Von einer russischen Zeltbahn, die mein Vater anlässlich eines Urlaubes nach Hause gebracht hatte, sollte ich eine Windjacke bekommen. Ich ging zu Meister B. und ließ mir aber einen langen Regenmantel machen. Ab Frühjahr 1944 fuhr ich fast täglich mit meinem Fahrrad von Puspern nach Gumbinnen zur Schule. Ich hatte es gut bei Mickoleits, nur das Mittagessen schmeckte mir eine Zeit lang nicht. Mein Onkel war bei der Viehverwertungsgesellschaft anstellt und hatte viel mit Schlachthöfen und Molkereien zu tun, was dazu führte, dass reichlich und sehr fett gekocht wurde. Er kam um 12.00 Uhr zum Mittagessen, ich hatte meistens bis 13.30 Uhr Schule und bekam mein Essen aufgewärmt, wobei besonders der Rindertalg durchschmeckte. Ich aß mit langen Zähnen und meldete mich für den nächsten Tag nach Puspern ab. Wenn meine Mutter auf dem Feld war, machte mir meine Großmutter in der Küche etwas, worauf ich Appetit hatte. Ich war ein verwöhntes Kind, aber so lange meine Zeugnisse gut waren, hatte ich Narrenfreiheit. Auch schwänzte ich den Dienst beim Jungvolk und wenn dann bei meinem Onkel nachgefragt wurde, hieß es nur "der Erich ist im Ernteeinsatz". Der hatte Vorrang im Sommer 1944.
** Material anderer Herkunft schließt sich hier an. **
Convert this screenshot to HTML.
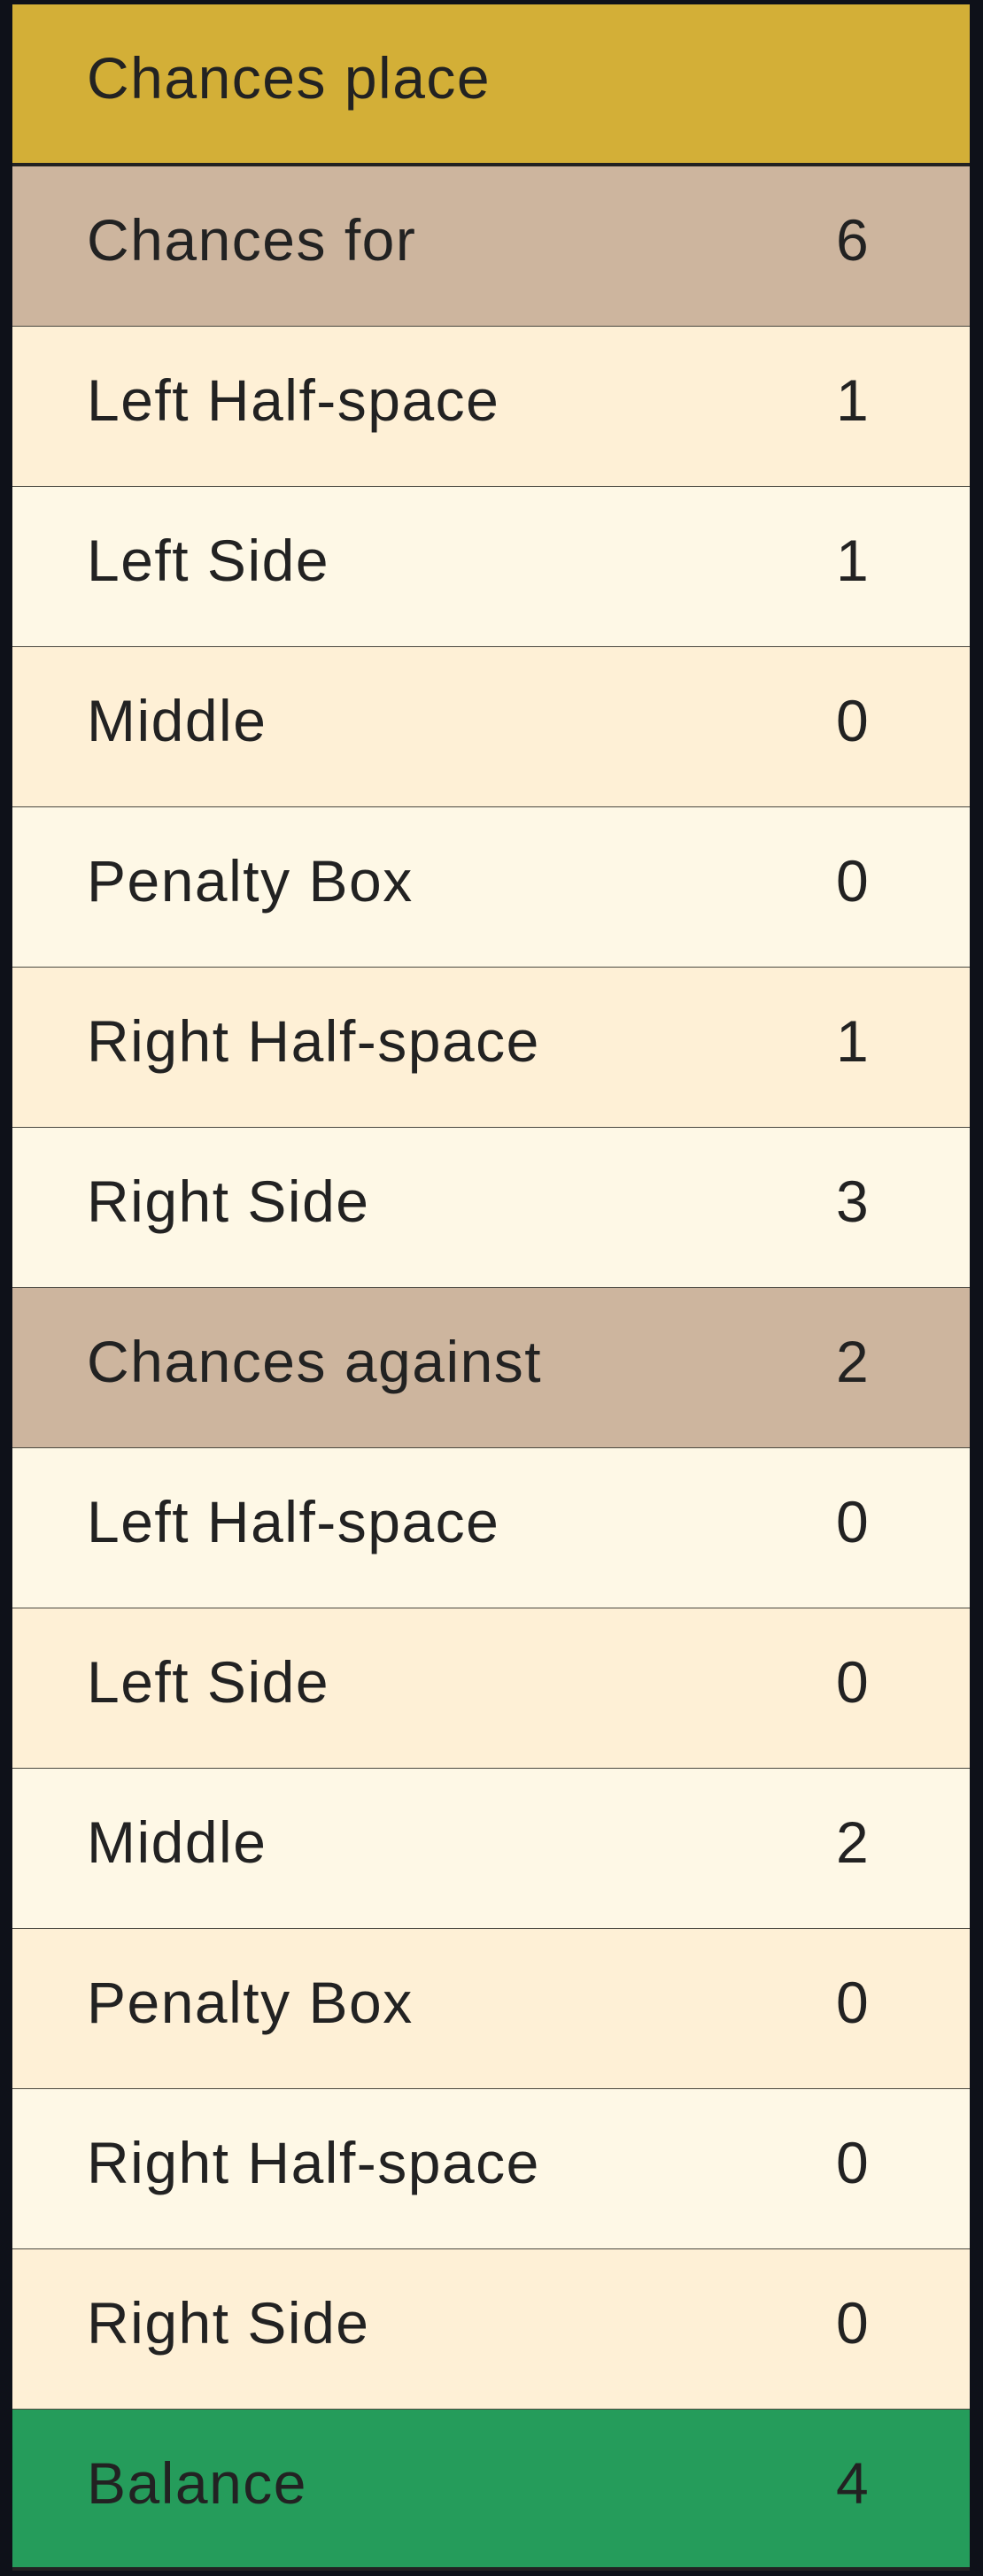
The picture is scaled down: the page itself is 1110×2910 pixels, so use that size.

Als in den letzten Kriegsjahren die Friseure angewiesen wurden, den Jungs nur noch "Streichholzlänge" zu schneiden, schien es vorbei mit meinem Faconschnitt. Ich sprach daher mit Henri, der mich zu den Franzosen einlud. Vorher ging ich noch in unsere Räucherkammer, nahm eine Wurst mit und der Faconschnitt, um den mich meine Klassenkameraden beneideten, war gesichert. In den folgenden Sommermonaten genügte dafür auch ein Gang durch den Hühnerstall, um von dort einige Eier als "Bezahlung" mitzunehmen.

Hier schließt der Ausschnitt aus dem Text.